TRANSFERT DE POUVOIR OU COUP D’ETAT ?

Première question qui divise les acteurs politiques: quelle validité accorder au transfert de pouvoir opéré le 17 Mars 2009, suite au ralliement décisif des forces armées au mouvement de masse (dès leur entrée en rébellion le Dimanche 08 Mars 2009, les porte-parole des mutins du CAPSAT ont précisé qu’ils agissaient « à l’appel du peuple« , contre les ordres de tuerie du Président Ravalomanana et ses « instructeurs militaires » étrangers, et contre un Directoire Militaire)?

Réponse donnée dès le 21 Mars 2009: en parallèle à l’installation (terme officiellement utilisé plutôt qu’intronisation) d’Andry Rajoelina en tant que président de la H.A.T. (Haute Autorité de la Transition), un premier meeting de contestation « pro-Ravalomanana » se tenait sur la Place de la Démocratie à Ambohijatovo, contre le  » coup d’Etat d’Andry TGV « .

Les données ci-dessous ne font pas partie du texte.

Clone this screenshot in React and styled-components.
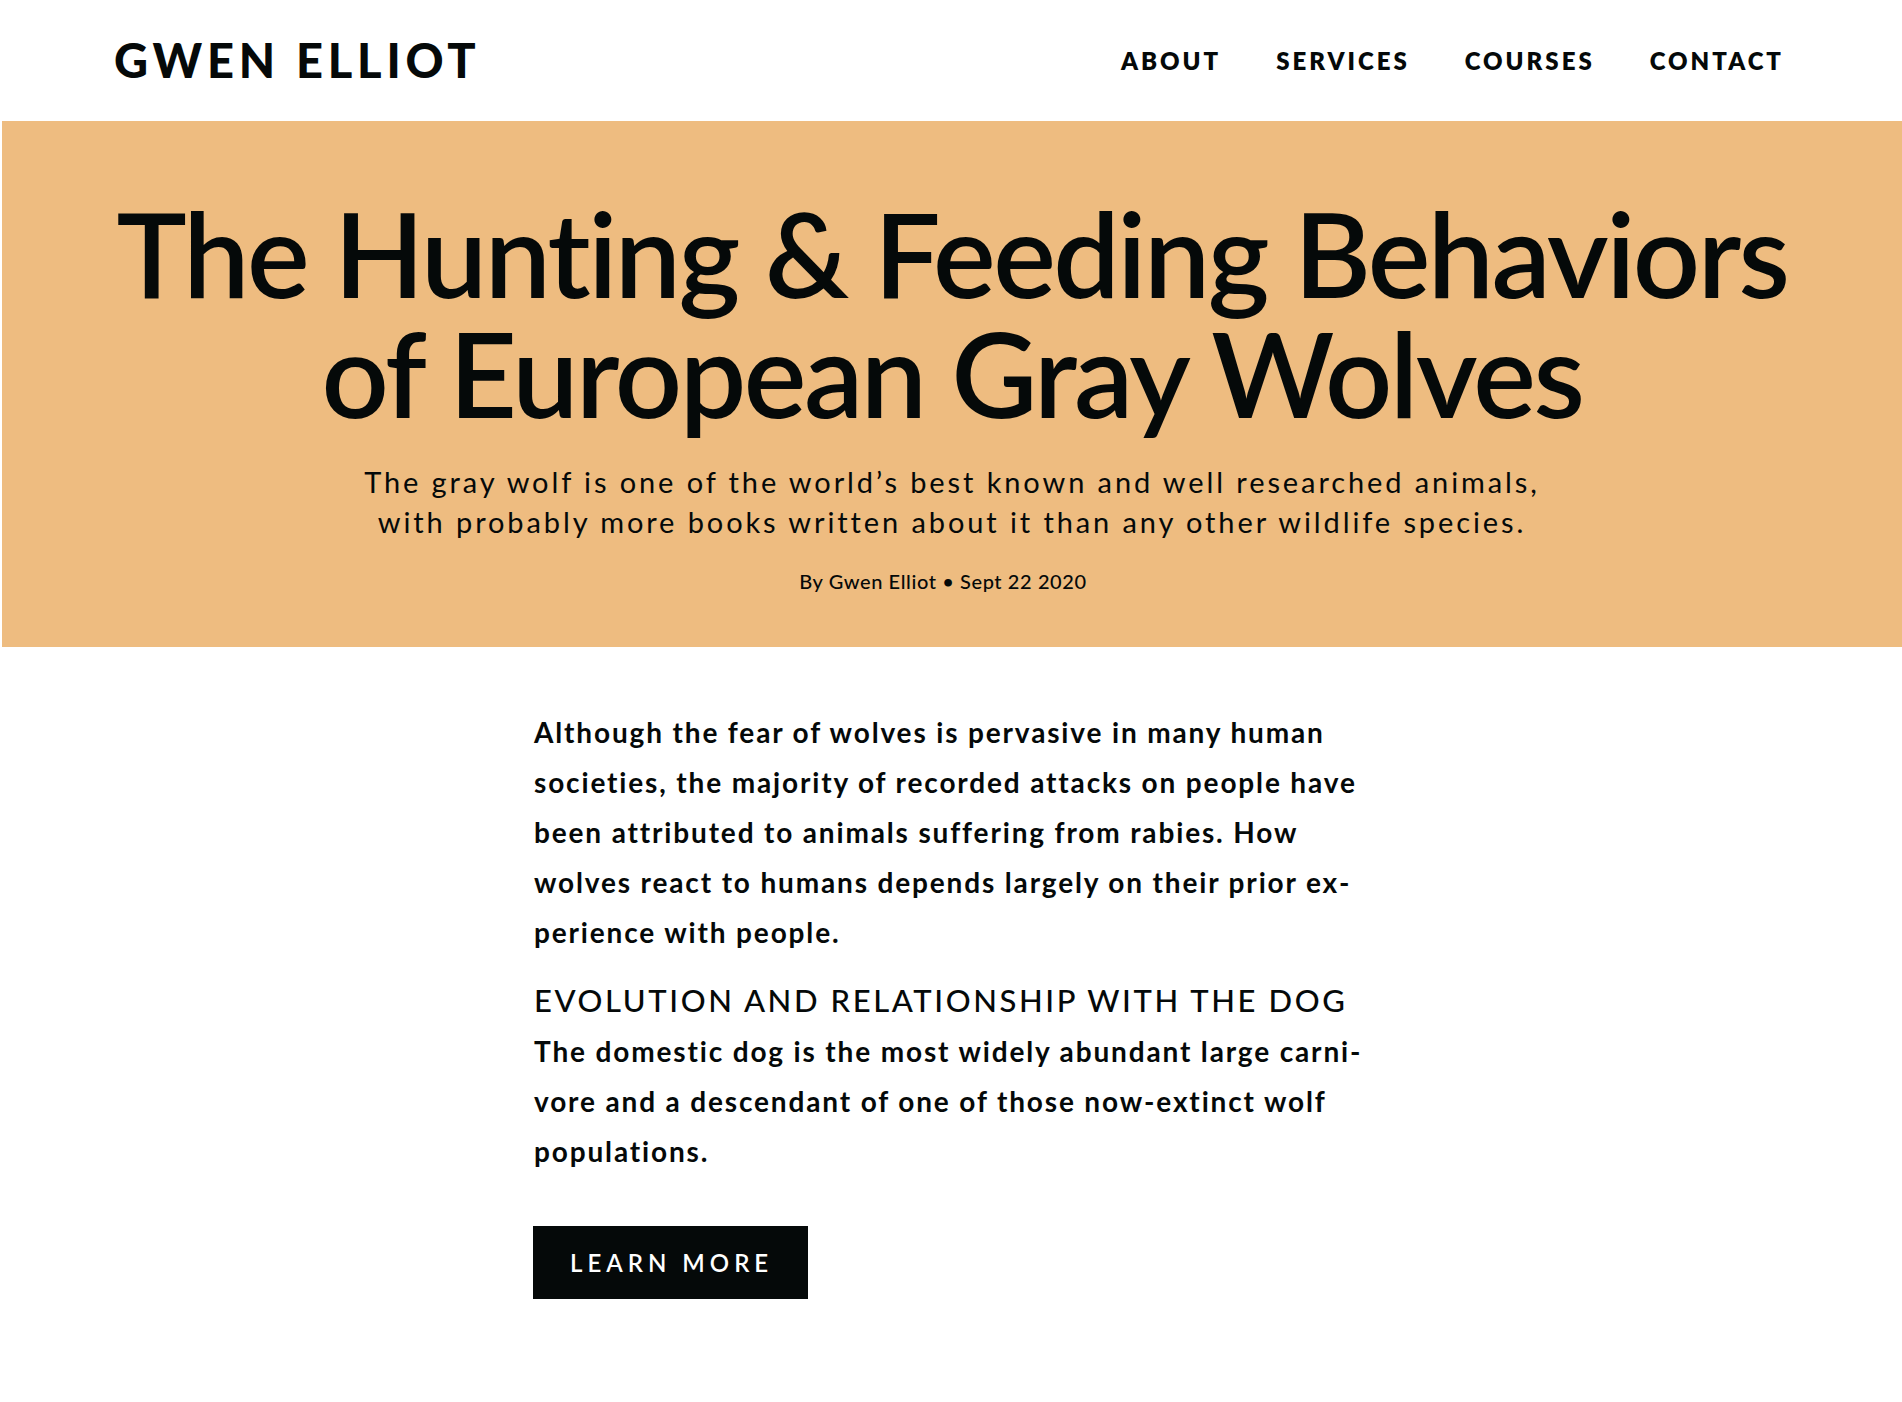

Bravant à son tour les forces de l’ordre (cf. vidéos sur les blogs malgaches), la nouvelle opposition entend manifester  » jusqu’au retour du Président Ravalomanana au pouvoir « , confortant ainsi les critiques des chancelleries (SADC, Union Africaine, USA, Union Européenne, France, Organisation de la Francophonie, Union Inter-Parlementaire, etc) sur le caractère  » illégal « ,  » illégitime « ,  » anti-démocratique « ,  » anti-constitutionnel  » ou  » extra-constitutionnel  » de la transition politique en cours à Madagascar.

 ASSISES NATIONALES PARALLELES

 Réunissant plus de 1.200 participants issus d’horizons divers (y compris bon nombre de personnalités « dissidentes » du TIM) , les Assises nationales d’Ivato organisées les 02-03 Avril 2009 par la H.A.T. ont accouché d’une feuille de route de la Transition vers la 4e République avec notamment :
   – 22 concertations régionales et une Concertation nationale à boucler avant le 26 Juin 2009
   – l’élaboration d’une nouvelle Constitution et des textes électoraux
   – un calendrier électoral pour renouveler les élus de la base au sommet de l’Etat jusqu’au début 2011, avec en point d’orgue les Présidentielles en Septembre 2010.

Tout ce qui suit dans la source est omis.